Step 2: Understand the Coordination Environment
The complex [Ti(H2O)6]3+ is octahedral, where the six water molecules act as ligands around the titanium center.
Step 3: Apply Crystal Field Theory for an Octahedral Complex
In an octahedral crystal field, the five d-orbitals split into two sets:
t2g (lower energy), which has three orbitals
eg (higher energy), which has two orbitals
When there is one d-electron (as in Ti3+), it goes into one of the t2g orbitals.
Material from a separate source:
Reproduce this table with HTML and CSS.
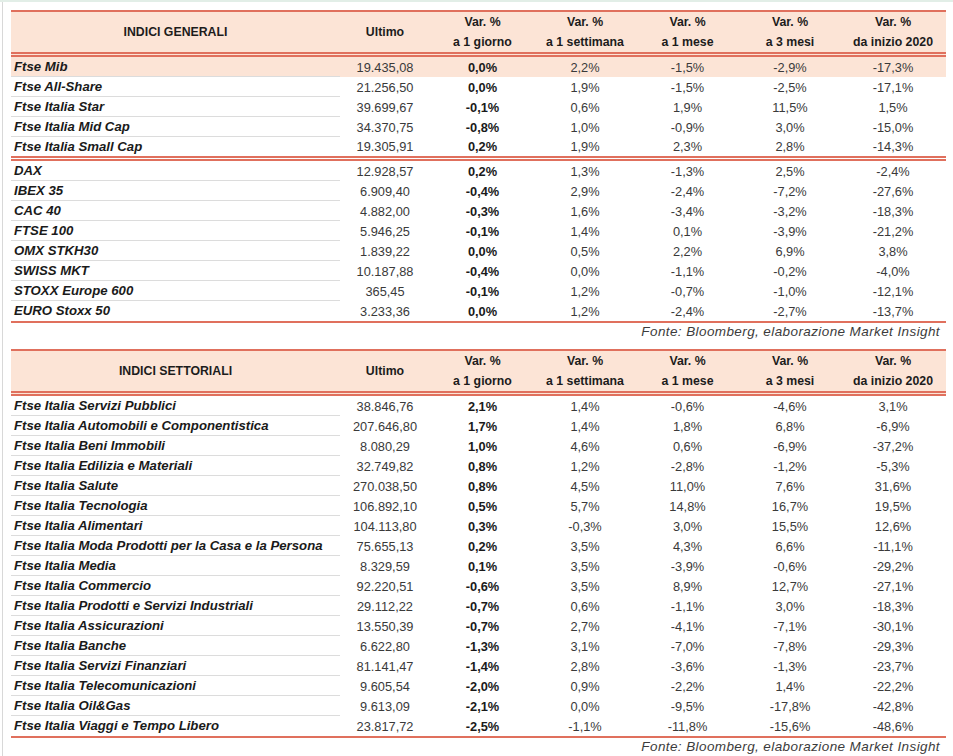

Hence, we have:
$n_{t_{2g}} = 1$ (one electron in the t2g level)
$n_{e_g} = 0$ (no electron in the eg level)
Pairing does not occur here (weak field ligand), so $n = 0$
Step 4: Express the CFSE (Crystal Field Stabilization Energy)
For an octahedral complex, the general formula for CFSE is:
$ \text{CFSE} = \bigl(-0.4 \Delta_0 \bigr) \times n_{t_{2g}} + \bigl(+0.6 \Delta_0 \bigr) \times n_{e_g} + nP $
Where:
$ \Delta_0$ is the octahedral crystal field splitting
$n_{t_{2g}}$ is the number of electrons occupying the t2g orbitals
$n_{e_g}$ is the number of electrons occupying the eg orbitals
$P$ is the pairing energy, and $n$ is the number of pairs
Substituting $n_{t_{2g}} = 1$, $n_{e_g} = 0$, and $n = 0$:
$ \text{CFSE} = \bigl(-0.4 \Delta_0 \bigr) \times 1 = -0.4 \Delta_0 $
Step 5: Use the Absorption Peak to Find $ \Delta_0 $
The single broad peak in the electronic spectrum of [Ti(H2O)6]3+ is at 20,300 cm-1. This value approximately corresponds to the energy required for the d–d transition, which we take as $ \Delta_0 $ for the octahedral complex:
$ \Delta_0 = 20{,}300 \text{ cm}^{-1} $
Step 6: Calculate the CFSE in cm-1
Substitute $ \Delta_0 = 20{,}300 \text{ cm}^{-1} $ into $-0.4 \Delta_0$:
$ \text{CFSE} = -0.4 \times 20{,}300 \text{ cm}^{-1} = -8{,}120 \text{ cm}^{-1}. $
The negative sign indicates stabilization.
Step 7: Convert the CFSE from cm-1 to kJ mol-1
1 kJ mol-1 ≈ 83.7 cm-1. Thus, converting:
$ \text{CFSE (in kJ mol}^{-1}\text{)} = \frac{8{,}120 \text{ cm}^{-1}}{83.7 \text{ cm}^{-1}\text{/}(\text{kJ mol}^{-1})} \approx 97 \text{ kJ mol}^{-1}. $
Final Answer
The crystal field stabilization energy (CFSE) of the complex [Ti(H2O)6]3+ is approximately 97 kJ mol-1.